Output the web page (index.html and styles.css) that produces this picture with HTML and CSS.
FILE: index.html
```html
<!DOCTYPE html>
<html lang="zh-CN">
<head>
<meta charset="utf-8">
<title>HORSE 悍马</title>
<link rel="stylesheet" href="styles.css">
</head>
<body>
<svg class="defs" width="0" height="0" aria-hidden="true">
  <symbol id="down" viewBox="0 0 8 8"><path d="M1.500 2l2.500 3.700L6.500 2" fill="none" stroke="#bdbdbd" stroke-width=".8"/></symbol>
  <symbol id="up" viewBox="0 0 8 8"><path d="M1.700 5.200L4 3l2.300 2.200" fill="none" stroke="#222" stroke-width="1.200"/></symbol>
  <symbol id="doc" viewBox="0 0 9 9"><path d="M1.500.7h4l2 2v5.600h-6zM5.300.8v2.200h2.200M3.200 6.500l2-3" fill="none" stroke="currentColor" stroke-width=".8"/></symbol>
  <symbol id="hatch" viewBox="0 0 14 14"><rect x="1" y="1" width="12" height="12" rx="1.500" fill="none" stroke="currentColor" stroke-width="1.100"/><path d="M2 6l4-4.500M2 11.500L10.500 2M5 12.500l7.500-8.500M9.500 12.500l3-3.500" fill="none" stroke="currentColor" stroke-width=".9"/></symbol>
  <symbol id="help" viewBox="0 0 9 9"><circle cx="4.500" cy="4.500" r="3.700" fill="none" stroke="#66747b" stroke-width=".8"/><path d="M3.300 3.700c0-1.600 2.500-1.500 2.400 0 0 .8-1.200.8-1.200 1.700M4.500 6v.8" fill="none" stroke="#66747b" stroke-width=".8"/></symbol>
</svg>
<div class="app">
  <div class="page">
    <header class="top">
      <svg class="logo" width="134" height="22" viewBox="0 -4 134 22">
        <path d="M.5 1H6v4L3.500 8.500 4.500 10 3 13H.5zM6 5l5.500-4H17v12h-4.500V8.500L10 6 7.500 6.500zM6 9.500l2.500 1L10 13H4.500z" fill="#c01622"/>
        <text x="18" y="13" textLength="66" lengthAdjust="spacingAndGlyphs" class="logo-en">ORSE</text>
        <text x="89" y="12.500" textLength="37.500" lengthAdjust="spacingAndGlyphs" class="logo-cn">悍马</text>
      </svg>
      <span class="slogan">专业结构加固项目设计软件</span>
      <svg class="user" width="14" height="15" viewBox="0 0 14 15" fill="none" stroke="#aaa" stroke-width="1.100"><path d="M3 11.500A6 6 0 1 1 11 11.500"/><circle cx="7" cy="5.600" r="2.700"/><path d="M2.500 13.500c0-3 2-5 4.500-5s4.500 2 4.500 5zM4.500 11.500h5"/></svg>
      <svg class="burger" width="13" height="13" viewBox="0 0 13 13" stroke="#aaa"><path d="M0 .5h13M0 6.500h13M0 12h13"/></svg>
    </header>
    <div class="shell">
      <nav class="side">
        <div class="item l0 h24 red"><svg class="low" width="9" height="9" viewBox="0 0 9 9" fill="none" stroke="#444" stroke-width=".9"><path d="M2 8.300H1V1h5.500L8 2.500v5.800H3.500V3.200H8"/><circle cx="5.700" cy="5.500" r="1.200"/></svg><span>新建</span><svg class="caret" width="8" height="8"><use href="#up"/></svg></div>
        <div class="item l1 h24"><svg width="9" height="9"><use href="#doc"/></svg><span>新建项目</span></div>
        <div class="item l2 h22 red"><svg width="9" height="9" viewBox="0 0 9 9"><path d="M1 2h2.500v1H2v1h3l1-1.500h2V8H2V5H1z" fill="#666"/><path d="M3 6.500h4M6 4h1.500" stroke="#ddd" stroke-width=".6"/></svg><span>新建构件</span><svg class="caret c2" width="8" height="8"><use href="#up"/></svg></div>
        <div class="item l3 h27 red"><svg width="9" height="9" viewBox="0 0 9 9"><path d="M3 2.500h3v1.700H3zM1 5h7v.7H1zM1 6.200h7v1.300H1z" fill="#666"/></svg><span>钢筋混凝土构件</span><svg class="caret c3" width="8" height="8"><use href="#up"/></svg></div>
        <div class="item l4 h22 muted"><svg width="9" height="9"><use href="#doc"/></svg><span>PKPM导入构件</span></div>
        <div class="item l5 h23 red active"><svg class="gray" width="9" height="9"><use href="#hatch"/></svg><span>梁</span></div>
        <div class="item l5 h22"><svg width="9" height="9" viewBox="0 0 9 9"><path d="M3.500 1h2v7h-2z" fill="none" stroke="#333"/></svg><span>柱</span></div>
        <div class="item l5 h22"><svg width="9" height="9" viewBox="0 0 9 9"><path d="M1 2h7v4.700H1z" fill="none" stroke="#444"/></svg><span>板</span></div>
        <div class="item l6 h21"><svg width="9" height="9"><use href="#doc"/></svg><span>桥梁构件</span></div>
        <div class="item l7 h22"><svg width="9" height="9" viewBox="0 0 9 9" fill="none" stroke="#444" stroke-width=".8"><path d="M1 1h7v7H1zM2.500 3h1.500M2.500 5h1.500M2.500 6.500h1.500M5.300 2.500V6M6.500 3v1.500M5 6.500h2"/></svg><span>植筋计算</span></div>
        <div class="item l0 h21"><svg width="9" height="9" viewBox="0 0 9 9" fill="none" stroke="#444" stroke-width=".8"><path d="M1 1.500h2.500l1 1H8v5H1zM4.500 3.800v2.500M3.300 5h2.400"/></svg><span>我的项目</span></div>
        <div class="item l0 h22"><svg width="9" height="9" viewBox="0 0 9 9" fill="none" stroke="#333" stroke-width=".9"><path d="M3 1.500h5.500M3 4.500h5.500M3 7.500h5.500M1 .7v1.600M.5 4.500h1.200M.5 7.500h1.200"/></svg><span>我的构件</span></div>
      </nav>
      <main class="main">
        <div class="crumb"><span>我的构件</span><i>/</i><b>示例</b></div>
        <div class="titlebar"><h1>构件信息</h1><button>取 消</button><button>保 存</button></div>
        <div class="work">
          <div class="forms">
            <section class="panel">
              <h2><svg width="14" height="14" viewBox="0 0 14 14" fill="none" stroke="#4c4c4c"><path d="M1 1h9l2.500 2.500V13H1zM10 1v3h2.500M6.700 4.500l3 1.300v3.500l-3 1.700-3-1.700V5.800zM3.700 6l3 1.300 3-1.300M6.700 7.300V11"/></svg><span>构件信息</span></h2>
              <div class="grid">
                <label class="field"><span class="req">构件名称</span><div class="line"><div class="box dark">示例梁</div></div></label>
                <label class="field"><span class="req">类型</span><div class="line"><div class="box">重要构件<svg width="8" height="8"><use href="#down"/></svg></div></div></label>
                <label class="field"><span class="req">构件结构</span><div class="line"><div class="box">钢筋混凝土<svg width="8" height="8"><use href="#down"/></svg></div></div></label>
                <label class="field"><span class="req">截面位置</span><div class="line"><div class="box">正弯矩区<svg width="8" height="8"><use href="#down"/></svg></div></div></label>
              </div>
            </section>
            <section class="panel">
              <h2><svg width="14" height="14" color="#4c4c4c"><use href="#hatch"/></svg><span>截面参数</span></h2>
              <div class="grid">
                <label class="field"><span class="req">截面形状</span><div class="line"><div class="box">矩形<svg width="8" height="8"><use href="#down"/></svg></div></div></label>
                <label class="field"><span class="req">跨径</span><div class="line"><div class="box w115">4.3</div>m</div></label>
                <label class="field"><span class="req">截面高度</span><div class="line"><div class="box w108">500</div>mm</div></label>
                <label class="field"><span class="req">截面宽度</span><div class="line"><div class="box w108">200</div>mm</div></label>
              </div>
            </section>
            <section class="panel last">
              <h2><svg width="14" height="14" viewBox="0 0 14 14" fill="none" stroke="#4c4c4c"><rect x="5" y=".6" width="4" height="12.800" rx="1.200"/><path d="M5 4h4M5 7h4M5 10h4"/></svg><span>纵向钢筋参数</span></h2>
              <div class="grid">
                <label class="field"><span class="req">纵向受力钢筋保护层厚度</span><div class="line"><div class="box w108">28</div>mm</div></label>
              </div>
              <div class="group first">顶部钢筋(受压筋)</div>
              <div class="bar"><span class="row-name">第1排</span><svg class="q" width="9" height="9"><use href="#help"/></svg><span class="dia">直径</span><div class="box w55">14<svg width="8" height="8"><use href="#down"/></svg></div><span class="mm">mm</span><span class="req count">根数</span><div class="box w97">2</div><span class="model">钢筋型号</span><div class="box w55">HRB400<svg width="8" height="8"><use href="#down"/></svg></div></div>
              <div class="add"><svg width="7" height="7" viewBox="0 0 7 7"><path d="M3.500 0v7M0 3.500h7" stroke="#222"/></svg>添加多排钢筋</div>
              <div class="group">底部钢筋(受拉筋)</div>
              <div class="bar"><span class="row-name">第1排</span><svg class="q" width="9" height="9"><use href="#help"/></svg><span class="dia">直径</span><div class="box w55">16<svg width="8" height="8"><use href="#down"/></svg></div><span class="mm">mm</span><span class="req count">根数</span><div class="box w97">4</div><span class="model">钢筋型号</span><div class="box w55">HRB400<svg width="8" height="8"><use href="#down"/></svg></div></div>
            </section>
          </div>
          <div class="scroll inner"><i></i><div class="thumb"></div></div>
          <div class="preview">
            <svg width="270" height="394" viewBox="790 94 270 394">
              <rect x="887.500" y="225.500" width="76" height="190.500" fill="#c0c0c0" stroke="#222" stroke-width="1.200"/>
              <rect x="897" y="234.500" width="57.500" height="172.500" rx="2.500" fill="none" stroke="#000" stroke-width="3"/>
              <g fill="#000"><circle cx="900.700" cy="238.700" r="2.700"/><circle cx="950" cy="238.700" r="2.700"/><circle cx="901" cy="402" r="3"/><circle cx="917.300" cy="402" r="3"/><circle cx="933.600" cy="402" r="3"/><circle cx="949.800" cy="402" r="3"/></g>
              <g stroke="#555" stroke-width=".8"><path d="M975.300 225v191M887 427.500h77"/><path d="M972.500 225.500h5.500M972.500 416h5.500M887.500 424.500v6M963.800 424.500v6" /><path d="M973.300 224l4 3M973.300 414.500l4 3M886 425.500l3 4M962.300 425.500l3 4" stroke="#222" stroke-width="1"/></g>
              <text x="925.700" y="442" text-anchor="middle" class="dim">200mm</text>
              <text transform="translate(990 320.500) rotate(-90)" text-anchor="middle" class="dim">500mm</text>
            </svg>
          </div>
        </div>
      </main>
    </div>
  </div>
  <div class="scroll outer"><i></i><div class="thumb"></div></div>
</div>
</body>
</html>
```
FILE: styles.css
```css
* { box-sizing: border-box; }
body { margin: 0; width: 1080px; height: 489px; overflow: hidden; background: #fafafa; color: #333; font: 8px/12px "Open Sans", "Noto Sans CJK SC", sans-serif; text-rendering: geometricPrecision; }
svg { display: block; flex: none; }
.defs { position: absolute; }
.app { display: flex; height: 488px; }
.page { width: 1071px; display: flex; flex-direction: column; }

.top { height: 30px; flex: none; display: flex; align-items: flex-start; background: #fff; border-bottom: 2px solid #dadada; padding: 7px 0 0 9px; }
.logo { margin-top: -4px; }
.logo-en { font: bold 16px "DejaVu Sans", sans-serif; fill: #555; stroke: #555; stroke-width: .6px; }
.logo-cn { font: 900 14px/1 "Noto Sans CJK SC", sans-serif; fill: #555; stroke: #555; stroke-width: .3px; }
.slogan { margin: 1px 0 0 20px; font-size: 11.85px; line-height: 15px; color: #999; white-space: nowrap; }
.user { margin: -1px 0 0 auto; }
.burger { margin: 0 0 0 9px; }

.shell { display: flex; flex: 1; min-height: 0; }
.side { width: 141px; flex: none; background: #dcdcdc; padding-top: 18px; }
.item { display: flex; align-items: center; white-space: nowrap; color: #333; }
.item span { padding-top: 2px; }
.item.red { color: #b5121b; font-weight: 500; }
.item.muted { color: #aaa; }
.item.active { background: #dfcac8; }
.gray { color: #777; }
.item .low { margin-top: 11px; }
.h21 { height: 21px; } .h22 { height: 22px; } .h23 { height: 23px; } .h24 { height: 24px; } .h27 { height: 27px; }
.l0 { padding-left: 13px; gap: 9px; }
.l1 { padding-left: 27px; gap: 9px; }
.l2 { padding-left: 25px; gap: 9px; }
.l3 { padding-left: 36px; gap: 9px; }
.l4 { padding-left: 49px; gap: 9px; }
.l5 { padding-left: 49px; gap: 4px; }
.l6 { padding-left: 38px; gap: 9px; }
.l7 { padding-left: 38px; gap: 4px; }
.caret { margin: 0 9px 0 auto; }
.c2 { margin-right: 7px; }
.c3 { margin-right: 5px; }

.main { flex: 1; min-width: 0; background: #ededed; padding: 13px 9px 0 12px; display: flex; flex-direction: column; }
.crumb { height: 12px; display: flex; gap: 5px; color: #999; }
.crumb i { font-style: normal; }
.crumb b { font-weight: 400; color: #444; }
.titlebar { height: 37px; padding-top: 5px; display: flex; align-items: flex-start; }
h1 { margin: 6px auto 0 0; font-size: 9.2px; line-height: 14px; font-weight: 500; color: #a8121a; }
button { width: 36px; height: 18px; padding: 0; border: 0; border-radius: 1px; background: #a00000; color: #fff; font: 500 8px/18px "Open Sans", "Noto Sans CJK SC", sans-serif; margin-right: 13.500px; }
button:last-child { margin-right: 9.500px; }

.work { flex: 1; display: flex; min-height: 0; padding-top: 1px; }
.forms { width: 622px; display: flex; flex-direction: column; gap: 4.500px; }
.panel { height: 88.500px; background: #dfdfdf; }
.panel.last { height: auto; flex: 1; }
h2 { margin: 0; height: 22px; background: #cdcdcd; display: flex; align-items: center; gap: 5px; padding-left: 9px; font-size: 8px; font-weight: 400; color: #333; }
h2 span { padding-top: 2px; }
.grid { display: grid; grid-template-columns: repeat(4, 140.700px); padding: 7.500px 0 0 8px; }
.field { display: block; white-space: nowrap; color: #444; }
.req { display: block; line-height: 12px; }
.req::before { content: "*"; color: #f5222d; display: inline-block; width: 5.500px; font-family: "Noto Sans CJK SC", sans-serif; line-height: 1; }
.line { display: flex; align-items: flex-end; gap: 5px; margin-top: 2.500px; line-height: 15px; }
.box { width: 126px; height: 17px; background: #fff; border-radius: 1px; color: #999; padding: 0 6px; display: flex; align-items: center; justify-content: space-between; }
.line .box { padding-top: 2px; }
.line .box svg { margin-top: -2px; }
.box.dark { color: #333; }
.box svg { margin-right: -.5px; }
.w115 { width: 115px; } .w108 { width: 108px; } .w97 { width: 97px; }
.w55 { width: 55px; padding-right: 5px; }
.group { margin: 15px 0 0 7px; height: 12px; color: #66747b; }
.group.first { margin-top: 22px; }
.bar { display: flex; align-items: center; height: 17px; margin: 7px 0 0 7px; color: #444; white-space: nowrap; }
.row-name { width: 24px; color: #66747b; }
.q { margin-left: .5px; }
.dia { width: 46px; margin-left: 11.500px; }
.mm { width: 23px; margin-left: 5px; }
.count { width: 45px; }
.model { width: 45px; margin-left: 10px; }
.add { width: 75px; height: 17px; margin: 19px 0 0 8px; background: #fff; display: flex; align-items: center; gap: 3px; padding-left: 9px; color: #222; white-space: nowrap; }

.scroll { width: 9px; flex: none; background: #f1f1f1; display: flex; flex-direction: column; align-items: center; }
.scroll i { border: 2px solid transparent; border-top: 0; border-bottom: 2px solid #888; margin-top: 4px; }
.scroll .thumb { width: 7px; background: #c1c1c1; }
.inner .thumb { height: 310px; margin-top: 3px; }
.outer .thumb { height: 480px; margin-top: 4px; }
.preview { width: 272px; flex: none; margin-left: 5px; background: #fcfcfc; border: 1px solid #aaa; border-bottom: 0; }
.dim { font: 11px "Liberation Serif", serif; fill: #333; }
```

==

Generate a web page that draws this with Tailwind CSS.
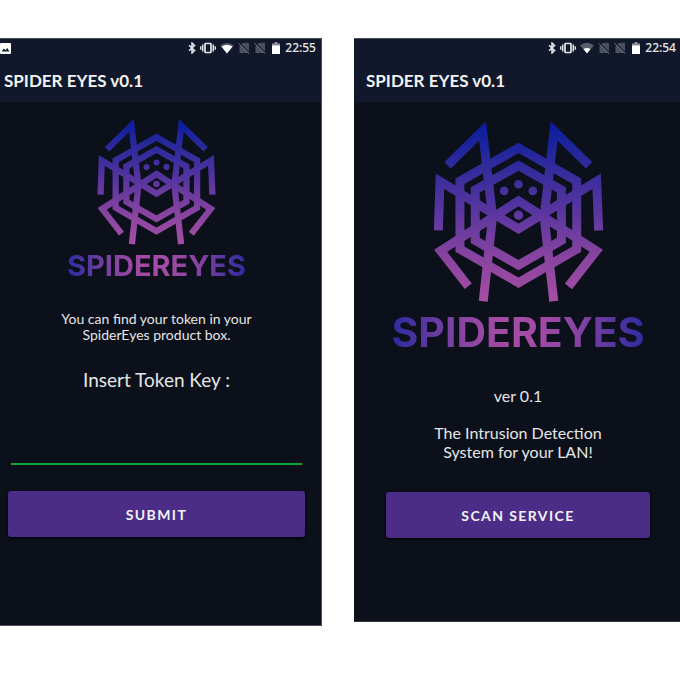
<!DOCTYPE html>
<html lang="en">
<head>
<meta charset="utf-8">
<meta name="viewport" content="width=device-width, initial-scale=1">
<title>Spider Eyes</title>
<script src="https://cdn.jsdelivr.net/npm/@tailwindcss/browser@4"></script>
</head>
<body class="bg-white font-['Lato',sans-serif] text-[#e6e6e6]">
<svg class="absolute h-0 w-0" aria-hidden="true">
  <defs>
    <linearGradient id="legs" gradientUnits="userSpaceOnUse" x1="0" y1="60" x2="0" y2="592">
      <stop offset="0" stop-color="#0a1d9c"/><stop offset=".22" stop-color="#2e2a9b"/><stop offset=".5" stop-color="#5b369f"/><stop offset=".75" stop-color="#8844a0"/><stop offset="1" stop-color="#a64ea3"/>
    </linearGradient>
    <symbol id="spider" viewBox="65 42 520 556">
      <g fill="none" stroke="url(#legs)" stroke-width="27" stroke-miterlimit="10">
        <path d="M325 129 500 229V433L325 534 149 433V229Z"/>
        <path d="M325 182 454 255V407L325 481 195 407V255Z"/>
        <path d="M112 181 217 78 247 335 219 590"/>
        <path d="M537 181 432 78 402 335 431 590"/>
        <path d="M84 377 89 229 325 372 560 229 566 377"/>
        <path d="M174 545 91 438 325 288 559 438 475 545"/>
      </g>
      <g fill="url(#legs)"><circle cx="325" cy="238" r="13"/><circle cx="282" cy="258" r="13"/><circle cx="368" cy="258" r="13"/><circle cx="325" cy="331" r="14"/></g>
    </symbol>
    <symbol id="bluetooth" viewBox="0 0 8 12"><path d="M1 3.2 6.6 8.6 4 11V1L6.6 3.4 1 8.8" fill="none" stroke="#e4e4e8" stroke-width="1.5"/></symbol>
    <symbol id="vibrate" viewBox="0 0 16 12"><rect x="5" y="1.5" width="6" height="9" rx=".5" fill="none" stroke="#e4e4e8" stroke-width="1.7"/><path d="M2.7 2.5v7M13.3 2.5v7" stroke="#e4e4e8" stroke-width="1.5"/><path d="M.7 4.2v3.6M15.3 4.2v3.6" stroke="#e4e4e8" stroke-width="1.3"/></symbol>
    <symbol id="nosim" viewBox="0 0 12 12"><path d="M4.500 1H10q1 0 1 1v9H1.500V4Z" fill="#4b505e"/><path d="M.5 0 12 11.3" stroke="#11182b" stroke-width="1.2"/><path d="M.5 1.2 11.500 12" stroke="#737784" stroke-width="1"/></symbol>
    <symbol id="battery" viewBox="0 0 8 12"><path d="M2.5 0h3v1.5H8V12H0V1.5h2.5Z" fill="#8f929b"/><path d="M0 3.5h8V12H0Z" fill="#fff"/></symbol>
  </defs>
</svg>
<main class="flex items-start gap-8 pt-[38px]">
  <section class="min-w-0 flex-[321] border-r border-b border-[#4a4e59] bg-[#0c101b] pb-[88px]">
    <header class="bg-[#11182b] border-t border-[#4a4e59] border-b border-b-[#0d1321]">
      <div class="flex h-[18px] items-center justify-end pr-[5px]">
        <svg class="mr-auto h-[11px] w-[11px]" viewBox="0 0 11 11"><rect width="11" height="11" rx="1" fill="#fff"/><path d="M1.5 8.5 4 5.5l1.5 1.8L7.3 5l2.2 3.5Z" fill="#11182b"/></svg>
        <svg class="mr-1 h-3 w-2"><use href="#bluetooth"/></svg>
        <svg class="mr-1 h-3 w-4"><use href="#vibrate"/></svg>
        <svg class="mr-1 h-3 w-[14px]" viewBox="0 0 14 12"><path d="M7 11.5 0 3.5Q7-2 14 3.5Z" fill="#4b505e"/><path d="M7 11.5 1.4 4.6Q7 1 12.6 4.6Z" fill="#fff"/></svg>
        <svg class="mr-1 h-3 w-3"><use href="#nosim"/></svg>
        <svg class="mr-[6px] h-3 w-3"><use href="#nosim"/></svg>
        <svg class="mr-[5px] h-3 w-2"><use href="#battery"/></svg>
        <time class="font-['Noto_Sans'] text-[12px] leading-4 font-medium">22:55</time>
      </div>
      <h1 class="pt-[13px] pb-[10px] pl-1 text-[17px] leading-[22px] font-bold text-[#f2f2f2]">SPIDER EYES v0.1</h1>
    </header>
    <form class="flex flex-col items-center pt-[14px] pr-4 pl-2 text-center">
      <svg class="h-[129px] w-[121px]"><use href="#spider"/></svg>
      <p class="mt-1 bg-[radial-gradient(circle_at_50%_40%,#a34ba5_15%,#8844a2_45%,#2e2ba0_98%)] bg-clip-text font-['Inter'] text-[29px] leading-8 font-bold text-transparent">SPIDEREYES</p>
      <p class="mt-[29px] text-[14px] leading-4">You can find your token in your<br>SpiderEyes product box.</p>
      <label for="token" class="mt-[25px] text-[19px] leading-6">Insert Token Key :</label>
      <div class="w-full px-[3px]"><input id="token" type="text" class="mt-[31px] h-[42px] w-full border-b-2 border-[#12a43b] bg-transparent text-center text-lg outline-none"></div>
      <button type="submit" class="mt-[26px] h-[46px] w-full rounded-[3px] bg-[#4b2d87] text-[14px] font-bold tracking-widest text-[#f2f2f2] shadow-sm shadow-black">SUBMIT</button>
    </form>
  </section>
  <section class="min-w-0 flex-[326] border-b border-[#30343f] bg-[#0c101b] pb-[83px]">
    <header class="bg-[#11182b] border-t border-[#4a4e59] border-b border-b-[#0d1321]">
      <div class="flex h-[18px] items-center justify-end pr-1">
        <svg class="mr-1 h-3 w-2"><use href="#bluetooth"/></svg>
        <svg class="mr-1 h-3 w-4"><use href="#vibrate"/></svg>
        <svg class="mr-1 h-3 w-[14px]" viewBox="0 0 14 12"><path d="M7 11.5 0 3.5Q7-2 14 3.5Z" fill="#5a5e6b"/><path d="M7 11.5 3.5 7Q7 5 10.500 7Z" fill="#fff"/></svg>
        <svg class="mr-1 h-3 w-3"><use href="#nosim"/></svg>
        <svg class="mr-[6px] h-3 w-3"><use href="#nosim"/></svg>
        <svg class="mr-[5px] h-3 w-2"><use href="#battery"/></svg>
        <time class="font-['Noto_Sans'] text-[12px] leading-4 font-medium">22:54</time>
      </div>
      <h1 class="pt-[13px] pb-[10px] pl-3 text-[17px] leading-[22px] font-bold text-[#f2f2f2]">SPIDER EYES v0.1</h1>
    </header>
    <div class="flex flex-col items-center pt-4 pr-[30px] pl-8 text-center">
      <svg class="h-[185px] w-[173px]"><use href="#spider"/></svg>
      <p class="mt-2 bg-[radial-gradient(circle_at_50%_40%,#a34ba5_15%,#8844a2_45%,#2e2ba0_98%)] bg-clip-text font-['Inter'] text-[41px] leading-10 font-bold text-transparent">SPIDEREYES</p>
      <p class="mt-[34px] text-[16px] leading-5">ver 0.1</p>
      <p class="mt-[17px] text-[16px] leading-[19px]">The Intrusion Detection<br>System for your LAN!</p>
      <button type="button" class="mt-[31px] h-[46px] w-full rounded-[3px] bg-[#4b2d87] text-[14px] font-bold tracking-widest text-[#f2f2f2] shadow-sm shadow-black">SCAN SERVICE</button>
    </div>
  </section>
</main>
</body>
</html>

_Exercise_
Go over the data above and copy every line that has the word "index" in it.

_The response_
Output the web page (index.html and styles.css) that produces this picture with HTML and CSS.
FILE: index.html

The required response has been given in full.